Zum ersten Mal fühlen wir uns ein bisschen touristisch, aber darüber können wir hinwegsehen, denn in den nächsten drei Stunden werden wir zu Orten gebracht, die wir alleine nie gefunden hätten und deren Schönheit und Faszination nicht in Worte zu fassen sind. Nachdem wir gigantische Dünen und die ewig weite Wüste bestaunt haben, blicken wir von einer Klippe auf das Valle de la Muerte. Die Größe und Weite dieses Tals und die grotesken Steinformationen, die Dalí nicht besser hätte malen können, sind nicht zu begreifen. Ich möchte alles fotografieren, dieses Bild irgendwie festhalten, aber ich muss mich immer wieder zurückhalten und einfach mal das Panorama genießen. Besonders der Anblick der vielen Touristen, die damit beschäftigt sind, Selfies aller Art zu machen und die Landschaft mit ihren Gesichtern zu verdecken, animiert dazu, die Kamera auszuschalten. Bei Sonnenuntergang bestaunen wir, wie die Wüste minütlich ihre Farbe wechselt und sich unter uns in eine Mondlandschaft verwandelt. Abends im Hostel gibt es Asado vom argentinischen Grillmeister und wir quatschen am Lagerfeuer entspannt und beseelt von den Eindrücken mit den freundlichen anderen Backpackern. Zu perfekt um wahr zu sein.

Laguna Cejar

Ein weiteres Highlight in der Atacama sind die Salzwasser-Lagunen mitten in der Wüste. Man kann dort auch mit dem Touri-Bus hinfahren, aber diesmal entscheiden wir uns für das Fahrrad. 60 Kilometer hin und zurück, bei 30 Grad. Sollte machbar sein. Obwohl wir etwas Respekt haben und es uns ehrlich gesagt zweimal überlegen, sind wir motiviert. Sonnencreme? Check! 3 Liter Wasser, Hut, Sonnenbrille und Kekse? Haben wir. Auf dem Schotterweg geht es immer geradeaus. Links und rechts ist nichts, am Horizont die immer noch beeindruckenden Berge. Es ist anstrengend, aber großartig. Wir schimpfen über die faulen Touristen, die uns in ihren Bussen überholen. Es ist Mensch gegen Maschine, Bus gegen Mountainbike, Pauschalurlauber gegen Abenteurer. Mal sehen wer hier zuerst baden geht. Nach 1,5 Stunden kommen wir erschöpft aber stolz an und springen sofort in den See. Selig treiben wir auf der Oberfläche, das Salz des Wassers vermittelt einem das Gefühl zu schweben – pure Euphorie. Die Bus-Touristen müssen irgendwann alle weiterfahren und so sind wir jetzt fast alleine. Wir haben gewonnen.
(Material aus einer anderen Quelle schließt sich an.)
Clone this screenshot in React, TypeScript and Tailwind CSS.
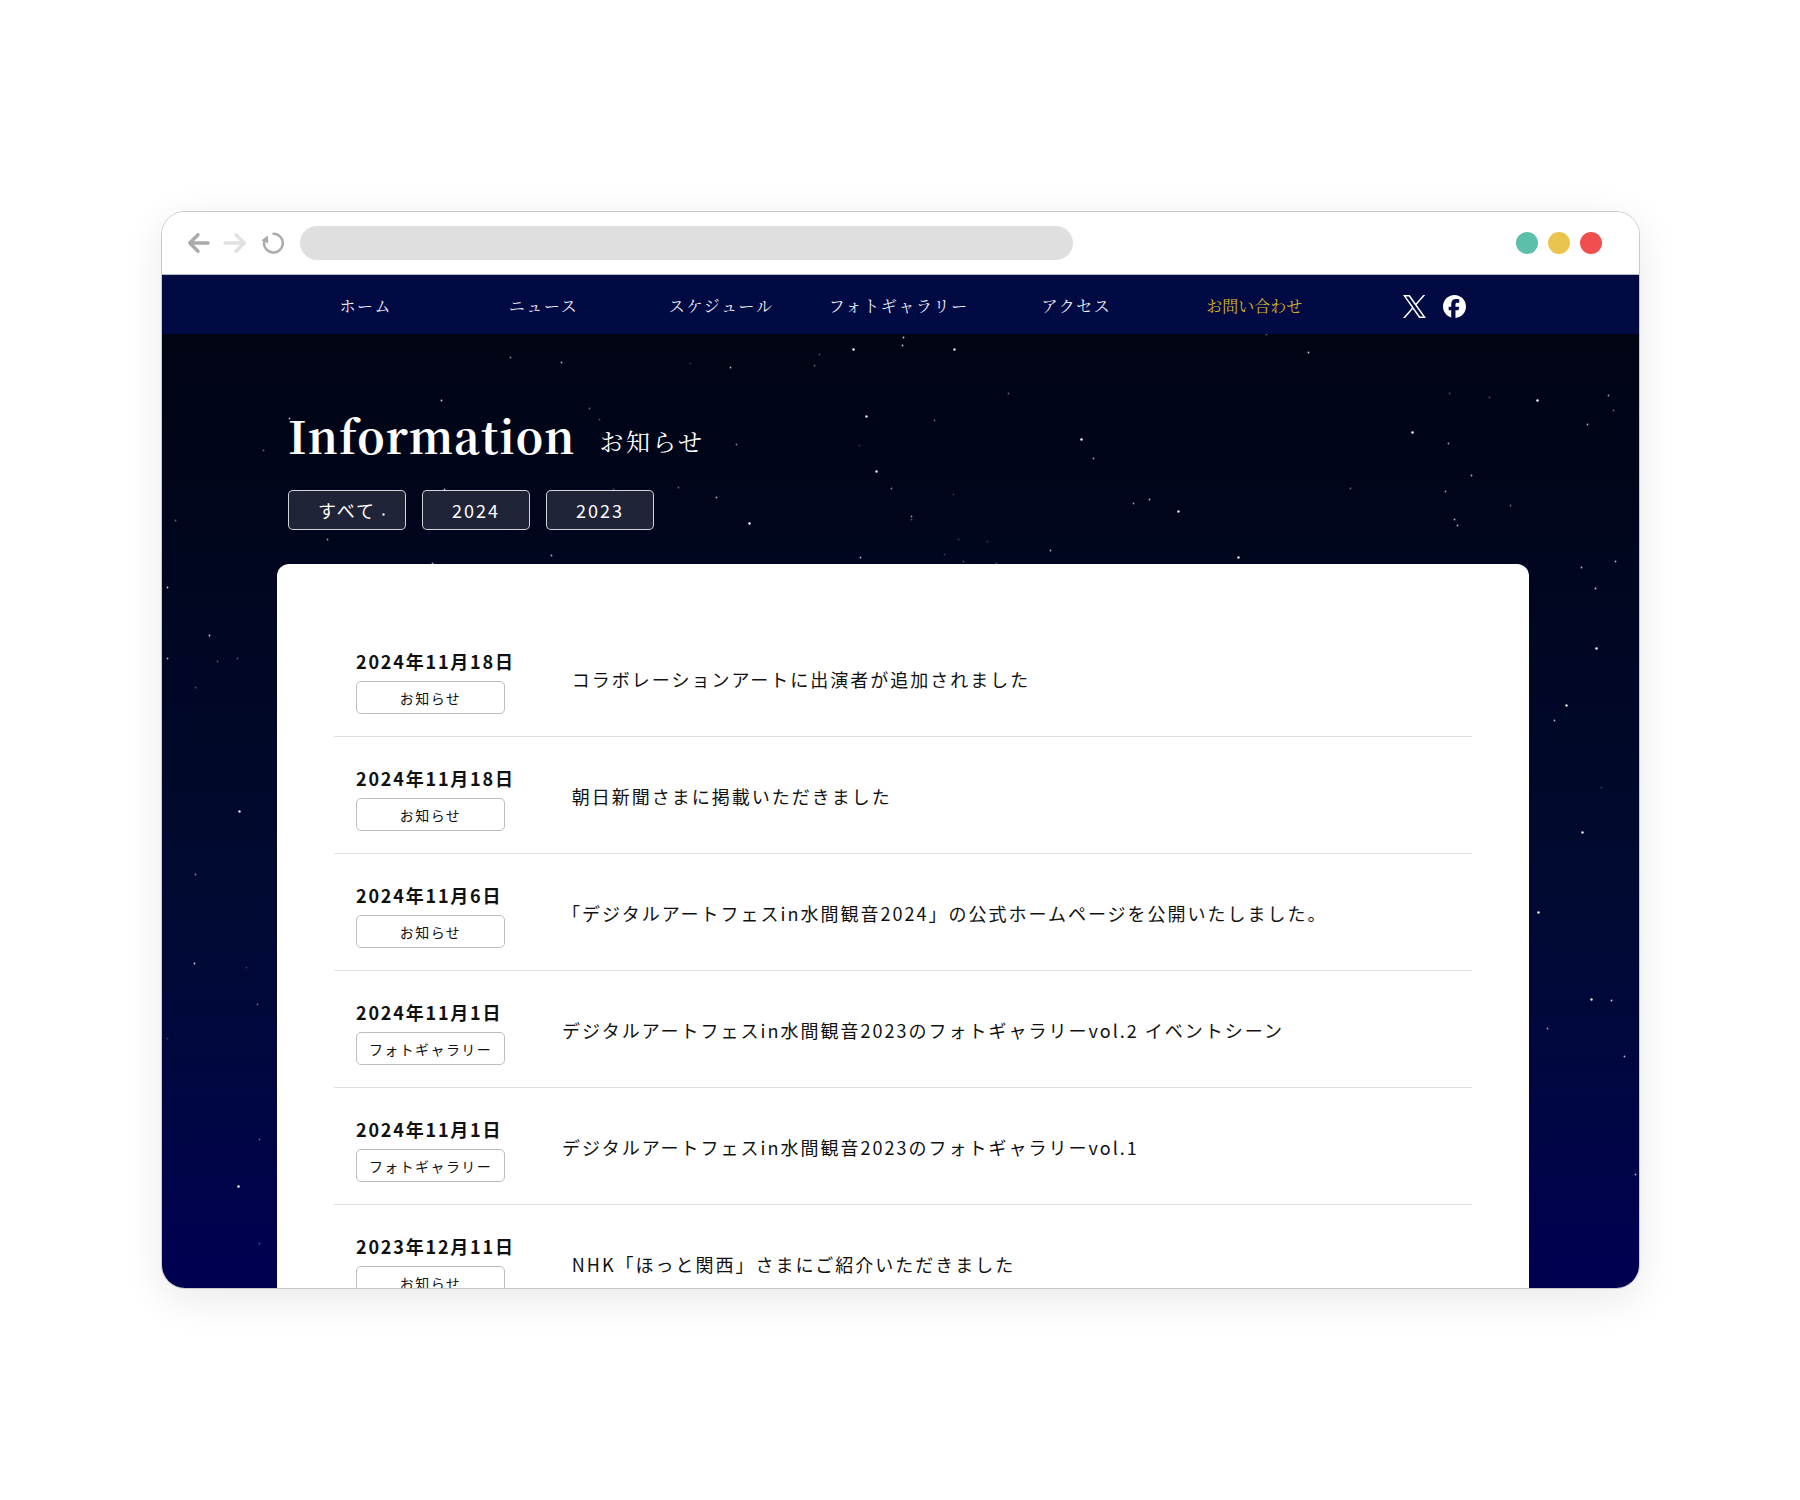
import clsx from 'clsx';

const navItems = [
  { label: 'ホーム' },
  { label: 'ニュース' },
  { label: 'スケジュール' },
  { label: 'フォトギャラリー' },
  { label: 'アクセス' },
  { label: 'お問い合わせ', accent: true },
];

const filters = ['すべて', '2024', '2023'];

const posts = [
  { date: '2024年11月18日', tag: 'お知らせ', title: 'コラボレーションアートに出演者が追加されました' },
  { date: '2024年11月18日', tag: 'お知らせ', title: '朝日新聞さまに掲載いただきました' },
  { date: '2024年11月6日', tag: 'お知らせ', title: '「デジタルアートフェスin水間観音2024」の公式ホームページを公開いたしました。' },
  { date: '2024年11月1日', tag: 'フォトギャラリー', title: 'デジタルアートフェスin水間観音2023のフォトギャラリーvol.2 イベントシーン' },
  { date: '2024年11月1日', tag: 'フォトギャラリー', title: 'デジタルアートフェスin水間観音2023のフォトギャラリーvol.1' },
  { date: '2023年12月11日', tag: 'お知らせ', title: 'NHK「ほっと関西」さまにご紹介いただきました' },
];

// x, y, brightness
const stars: [number, number, number][] = [
  [349, 24, 0.5], [400, 29, 0.7], [280, 67, 0.8], [428, 75, 0.4], [438, 86, 0.3], [128, 85, 0.7],
  [102, 117, 0.4], [283, 156, 0.7], [452, 156, 0.3], [222, 181, 0.9], [166, 206, 0.6], [14, 187, 0.4],
  [742, 4, 0.8], [741, 12, 0.8], [692, 16, 1], [793, 16, 0.9], [658, 21, 0.3], [653, 32, 0.4],
  [569, 34, 0.7], [529, 30, 0.2], [847, 60, 0.4], [705, 83, 0.9], [773, 87, 0.4], [575, 111, 0.5],
  [698, 112, 0.2], [920, 106, 1], [932, 125, 0.6], [715, 138, 0.9], [730, 155, 0.5], [517, 154, 0.4],
  [555, 164, 0.7], [792, 161, 0.2], [972, 170, 0.6], [988, 166, 0.7], [588, 190, 1], [750, 183, 0.6],
  [750, 186, 0.3], [797, 206, 0.2], [826, 208, 0.2], [889, 217, 0.7], [699, 224, 0.7], [783, 221, 0.2],
  [802, 228, 0.3], [835, 230, 0.3], [1105, 1, 0.4], [1147, 19, 0.8], [1288, 60, 0.3], [1328, 64, 0.3],
  [1376, 67, 1], [1447, 62, 0.6], [1452, 77, 0.4], [1251, 99, 1], [1426, 91, 0.7], [1287, 110, 0.6],
  [1310, 142, 0.7], [1189, 155, 0.4], [1284, 158, 0.6], [1349, 172, 0.4], [1293, 186, 0.7], [1296, 192, 0.7],
  [1017, 178, 0.9], [1077, 224, 0.9], [1420, 234, 0.7], [1454, 228, 0.7], [390, 222, 0.7], [271, 230, 0.7],
  [6, 254, 0.8], [48, 302, 0.8], [6, 325, 0.7], [76, 325, 0.3], [56, 328, 0.3], [34, 354, 0.3],
  [78, 478, 0.9], [34, 541, 0.5], [33, 630, 0.8], [85, 634, 0.2], [96, 671, 0.4], [6, 705, 0.2],
  [98, 806, 0.4], [77, 853, 1], [98, 910, 0.3], [1434, 255, 0.8], [1435, 315, 1], [1405, 372, 0.9],
  [1393, 387, 0.7], [1440, 454, 0.2], [1421, 499, 0.9], [1377, 579, 1], [1430, 666, 0.9], [1450, 667, 0.8],
  [1386, 695, 0.6], [1463, 723, 0.7], [1474, 841, 0.7],
];

function StarField() {
  return (
    <svg aria-hidden="true" className="pointer-events-none absolute top-0 left-0 h-[955px] w-[1478px]" viewBox="1 1 1478 955">
      {stars.map(([x, y, light], i) => (
        <circle key={i} cx={x + 0.5} cy={y + 0.5} r={light > 0.8 ? 1.2 : 0.9} fill="#fff" opacity={light} />
      ))}
    </svg>
  );
}

function BrowserBar() {
  return (
    <div className="flex h-[63px] items-center border-b border-[#b9bcc6] bg-white pr-[37px] pl-6">
      <div className="flex items-center gap-[13px]">
        <button type="button" aria-label="戻る">
          <svg className="size-6" viewBox="0 0 24 24" fill="none" stroke="#ababab" strokeWidth="3.4" strokeLinecap="round" strokeLinejoin="round">
            <path d="M12 3.7 3.7 12l8.3 8.3M4 12h18" />
          </svg>
        </button>
        <button type="button" aria-label="進む">
          <svg className="size-6" viewBox="0 0 24 24" fill="none" stroke="#e1e1e1" strokeWidth="3.4" strokeLinecap="round" strokeLinejoin="round">
            <path d="M13 3.7l8.3 8.3-8.3 8.3M21 12H2" />
          </svg>
        </button>
        <button type="button" aria-label="再読み込み">
          <svg className="size-6" viewBox="0 0 24 24" fill="none">
            <path d="M13.5 2.8a9.4 9.4 0 1 1-9.4 8.2" stroke="#ababab" strokeWidth="2.5" strokeLinecap="round" />
            <path d="M1.4 9.2 8 4.6l.2 7.8z" fill="#ababab" />
          </svg>
        </button>
      </div>
      <input
        type="text"
        aria-label="アドレス"
        className="ml-4 h-[34px] w-[773px] rounded-full bg-[#dfdfdf] px-5 text-sm text-gray-700 outline-none"
      />
      <div className="ml-auto flex gap-[10px]">
        <span className="size-[22px] rounded-full bg-[#5bbfa9]" />
        <span className="size-[22px] rounded-full bg-[#e9c54f]" />
        <span className="size-[22px] rounded-full bg-[#f04f50]" />
      </div>
    </div>
  );
}

function SiteHeader() {
  return (
    <header className="relative flex h-[59px] items-center bg-[#010a43] pt-[3px] pr-[110px] pl-[115px] font-['Noto_Serif_CJK_JP','Noto_Serif_JP','Noto_Sans_CJK_JP',serif] text-base">
      <nav className="grid flex-1 grid-cols-6">
        {navItems.map((item) => (
          <a
            key={item.label}
            href="#"
            className={clsx('text-center whitespace-nowrap', item.accent ? 'text-[#d6b02f]' : 'tracking-widest text-[#eef0fb]')}
          >
            {item.label}
          </a>
        ))}
      </nav>
      <div className="mr-[63px] ml-[60px] flex gap-[17px] text-white">
        <a href="#" aria-label="X">
          <svg className="size-[23px]" viewBox="0 0 24 24" fill="currentColor">
            <path d="M14.258 10.152 23.176 0h-2.113l-7.747 8.813L7.133 0H0l9.352 13.328L0 23.973h2.113l8.176-9.309 6.531 9.309h7.133zm-2.895 3.293-.949-1.328L2.875 1.56h3.246l6.086 8.523.945 1.328 7.91 11.078h-3.246z" />
          </svg>
        </a>
        <a href="#" aria-label="Facebook">
          <svg className="size-[23px]" viewBox="0 0 24 24" fill="currentColor">
            <path d="M24 12C24 5.373 18.627 0 12 0S0 5.373 0 12c0 5.3 3.5 9.8 8.6 11.4V16H5.900v-3.800h2.700V9.600c0-3.300 1.700-5.300 5.100-5.300 1.300 0 2.600.2 3.300.4v3.300h-2c-1.500 0-2 .7-2 1.900v2.300h3.900l-.7 3.800h-3.200V24C19.200 23.500 24 18.300 24 12z" />
          </svg>
        </a>
      </div>
    </header>
  );
}

export default function App() {
  return (
    <div className="bg-white pt-[211px] pr-[160px] pb-[211px] pl-[161px] font-['Noto_Sans_CJK_JP',sans-serif]">
      <div className="h-[1078px] overflow-hidden rounded-[24px] border border-[#c9c9cd] shadow-[0_10px_40px_rgba(0,0,0,0.09)]">
        <BrowserBar />
        <SiteHeader />

        <main className="relative bg-linear-to-b from-[#000413] via-[#010a30] via-55% to-[#000051] to-95% pr-[110px] pl-[115px]">
          <StarField />

          <div className="relative px-[11px] pt-[63px] text-white">
            <div className="flex items-center gap-6 font-['Noto_Serif_CJK_JP','Noto_Serif_JP','Liberation_Serif','Noto_Sans_CJK_JP',serif]">
              <h1 className="text-[44px] leading-[76px] font-bold tracking-wide">Information</h1>
              <p className="pt-3 text-2xl tracking-widest">お知らせ</p>
            </div>
            <div className="mt-[17px] flex gap-4">
              {filters.map((label) => (
                <button
                  key={label}
                  type="button"
                  className="h-10 rounded-[5px] border border-white/80 bg-white/12 px-[29px] text-lg leading-none tracking-[2px]"
                >
                  {label}
                </button>
              ))}
            </div>
          </div>

          <section className="relative mt-[34px] rounded-t-xl bg-white px-[57px] pt-14">
            <ul>
              {posts.map((post, i) => (
                <li key={i} className="border-b border-[#e0e0e0] text-[#111]">
                  <a href="#" className="flex items-center gap-[57px] pt-7 pb-[22px] pl-[22px]">
                    <div>
                      <time className="block text-lg leading-[27px] font-bold tracking-widest">{post.date}</time>
                      <span className="mt-1.5 flex h-[33px] w-[149px] items-center justify-center rounded-[5px] border border-[#bdbdbd] text-sm tracking-widest">
                        {post.tag}
                      </span>
                    </div>
                    <p className="pb-1 text-lg leading-[27px] tracking-[2px]">{post.title}</p>
                  </a>
                </li>
              ))}
            </ul>
          </section>
        </main>
      </div>
    </div>
  );
}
Später fahren wir wieder zurück Richtung Stadt. Die Sonne steht tief, die Wüste wirft lange Schatten. Um uns herum nichts und niemand, alle 10 Minuten mal ein Auto. Wir haben Rückenwind. Im Hostel angekommen kribbeln unsere Beine und Köpfe, wir sind glücklich und sehr salzig.
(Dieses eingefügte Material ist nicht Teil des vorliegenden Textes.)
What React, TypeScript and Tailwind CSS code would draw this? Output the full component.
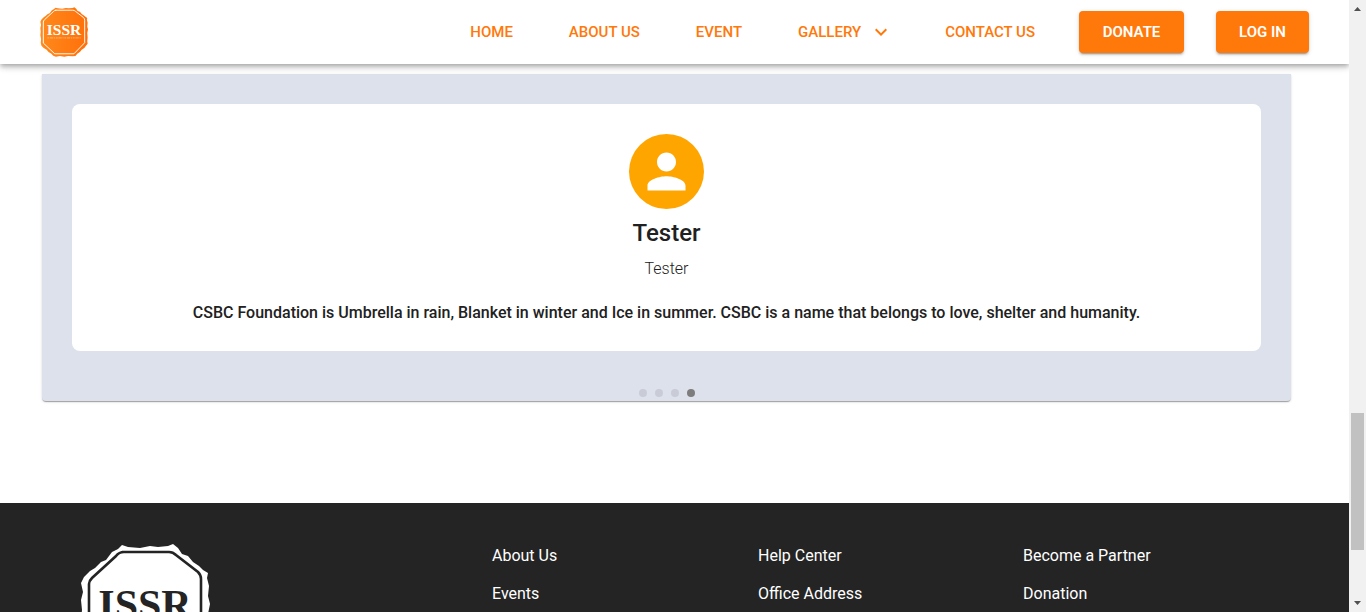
import React from "react";

const outline =
  "M42 1L48 3L60 4L70 2L78 3L88 2L93 0L98 4L102 10L108 12L113 18L119 22L123 26L128 29L127 34L129 42L128 52L130 60L128 70L129 82L128 92L129 99L124 105L120 110L113 115L108 121L101 126L96 132L88 133L76 132L66 134L54 132L43 134L36 131L30 125L23 121L18 115L10 110L4 104L2 97L3 86L1 76L2 66L1 56L3 48L1 39L4 33L10 27L15 24L21 18L26 16L32 8L38 5Z";

type LogoProps = {
  className: string;
  fill: string;
  ink: string;
  line: string;
  tagline?: boolean;
};

function Logo({ className, fill, ink, line, tagline }: LogoProps) {
  return (
    <svg viewBox="0 0 130 134" className={className} role="img" aria-label="ISSR">
      <defs>
        <linearGradient id="seal" x1="0" y1="0" x2="1" y2="0">
          <stop offset="0" stopColor="#ff8a1c" />
          <stop offset="1" stopColor="#ff6f0a" />
        </linearGradient>
      </defs>
      <path d={outline} fill={fill} />
      <path
        d="M42 8L89 8Q93 8 96 11L118 28Q121 31 121 35L121 96L92 126L40 126L9 97L9 40Q9 37 12 34L36 12Q39 8 44 8Z"
        fill="none"
        stroke={line}
        strokeWidth="2.6"
      />
      <text
        x="65"
        y="75"
        textAnchor="middle"
        fontFamily="'Liberation Serif', serif"
        fontWeight="700"
        fontSize="42"
        fill={ink}
      >
        ISSR
      </text>
      {tagline && (
        <path d="M20 83H110" stroke={line} strokeWidth="2" strokeDasharray="5 2 9 2 3 2" opacity="0.55" />
      )}
    </svg>
  );
}

const linkClass = "text-[15px] font-medium text-[#ff780a]";
const buttonClass =
  "h-[42px] rounded bg-[#ff780a] text-[15px] font-semibold text-white shadow-[0_3px_1px_-2px_rgba(0,0,0,0.2),0_2px_2px_0_rgba(0,0,0,0.14),0_1px_5px_0_rgba(0,0,0,0.12)]";
const footerColumns = [
  ["About Us", "Events"],
  ["Help Center", "Office Address"],
  ["Become a Partner", "Donation"],
];

export default function App() {
  return (
    <div className="flex h-screen overflow-hidden bg-white font-['Roboto',sans-serif] text-[#212121]">
      <div className="flex min-w-0 flex-1 flex-col overflow-hidden">
        <header className="z-10 flex h-16 shrink-0 items-center justify-between bg-white px-10 shadow-[0_2px_4px_-1px_rgba(0,0,0,0.2),0_4px_5px_0_rgba(0,0,0,0.14),0_1px_10px_0_rgba(0,0,0,0.12)]">
          <a href="#home">
            <Logo className="h-[50px] w-12" fill="url(#seal)" ink="#fff" line="#fff" tagline />
          </a>
          <div className="flex items-center gap-11">
            <nav className="flex items-center gap-14">
              <a href="#home" className={linkClass}>HOME</a>
              <a href="#about" className={linkClass}>ABOUT US</a>
              <a href="#event" className={linkClass}>EVENT</a>
              <button type="button" className="-mr-1 flex items-center gap-2 text-[15px] font-medium text-[#ff780a]">
                GALLERY
                <svg viewBox="0 0 24 24" className="size-6" fill="currentColor" aria-hidden="true">
                  <path d="M7.41 8.59 12 13.17l4.59-4.58L18 10l-6 6-6-6z" />
                </svg>
              </button>
              <a href="#contact" className={linkClass}>CONTACT US</a>
            </nav>
            <div className="flex gap-8">
              <button type="button" className={`w-[105px] ${buttonClass}`}>DONATE</button>
              <button type="button" className={`w-[93px] ${buttonClass}`}>LOG IN</button>
            </div>
          </div>
        </header>

        <main className="shrink-0 pt-[10px] pr-[58px] pb-[102px] pl-[42px]">
          <section className="rounded-b bg-[#dde1ec] px-[30px] pt-[30px] pb-1 shadow-[0_2px_1px_-1px_rgba(0,0,0,0.2),0_1px_1px_0_rgba(0,0,0,0.14),0_1px_3px_0_rgba(0,0,0,0.12)]">
            <article className="flex flex-col items-center rounded-lg bg-white px-8 pt-[30px] pb-[26px] text-center">
              <div className="flex size-[75px] items-center justify-center rounded-full bg-[#ffa500] text-white">
                <svg viewBox="0 0 24 24" className="size-[57px]" fill="currentColor" aria-hidden="true">
                  <path d="M12 12c2.21 0 4-1.79 4-4s-1.79-4-4-4-4 1.79-4 4 1.79 4 4 4zm0 2c-2.67 0-8 1.34-8 4v2h16v-2c0-2.66-5.33-4-8-4z" />
                </svg>
              </div>
              <h2 className="mt-2 text-2xl font-medium">Tester</h2>
              <p className="mt-2 text-base font-light">Tester</p>
              <p className="mt-5 text-base font-medium">
                CSBC Foundation is Umbrella in rain, Blanket in winter and Ice in summer. CSBC is a name that belongs to love, shelter and humanity.
              </p>
            </article>
            <div className="mt-[38px] flex justify-center gap-2">
              <button type="button" aria-label="Slide 1" className="size-2 rounded-full bg-[#c9ccd6]" />
              <button type="button" aria-label="Slide 2" className="size-2 rounded-full bg-[#c9ccd6]" />
              <button type="button" aria-label="Slide 3" className="size-2 rounded-full bg-[#c9ccd6]" />
              <button type="button" aria-label="Slide 4" className="size-2 rounded-full bg-[#7d7d7d]" />
            </div>
          </section>
        </main>

        <footer className="grid shrink-0 grid-cols-[412fr_266fr_265fr_266fr] bg-[#242424] py-[41px] pr-15 pl-20 text-white">
          <Logo className="h-[134px] w-[130px]" fill="#fff" ink="#242424" line="#242424" />
          {footerColumns.map((column) => (
            <ul key={column[0]} className="flex flex-col gap-[14px]">
              {column.map((label) => (
                <li key={label} className="text-base">
                  <a href="#footer">{label}</a>
                </li>
              ))}
            </ul>
          ))}
        </footer>
      </div>

      <div className="flex w-[17px] shrink-0 flex-col items-center bg-[#f1f1f1]" aria-hidden="true">
        <svg viewBox="0 0 17 17" className="size-[17px] shrink-0">
          <path d="M5 11L8.500 7L12 11Z" fill="#505050" />
        </svg>
        <div className="flex-[396]" />
        <div className="w-[13px] flex-[137] bg-[#c1c1c1]" />
        <div className="flex-[45]" />
        <svg viewBox="0 0 17 17" className="size-[17px] shrink-0">
          <path d="M5 6L8.500 10L12 6Z" fill="#505050" />
        </svg>
      </div>
    </div>
  );
}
Die fünf Tage in der Wüste waren unvergesslich und faszinierend, aber es zieht uns weiter. Viele Geschichten aus Bolivien haben uns sehr neugierig auf das Land gemacht und wir planen unsere Weiterfahrt über Salta und La Quiaca nach Tupiza. Von dort aus wollen wir die sagenumwobene Salar de Uyuni entdecken – denn eine Wüste reicht uns nicht.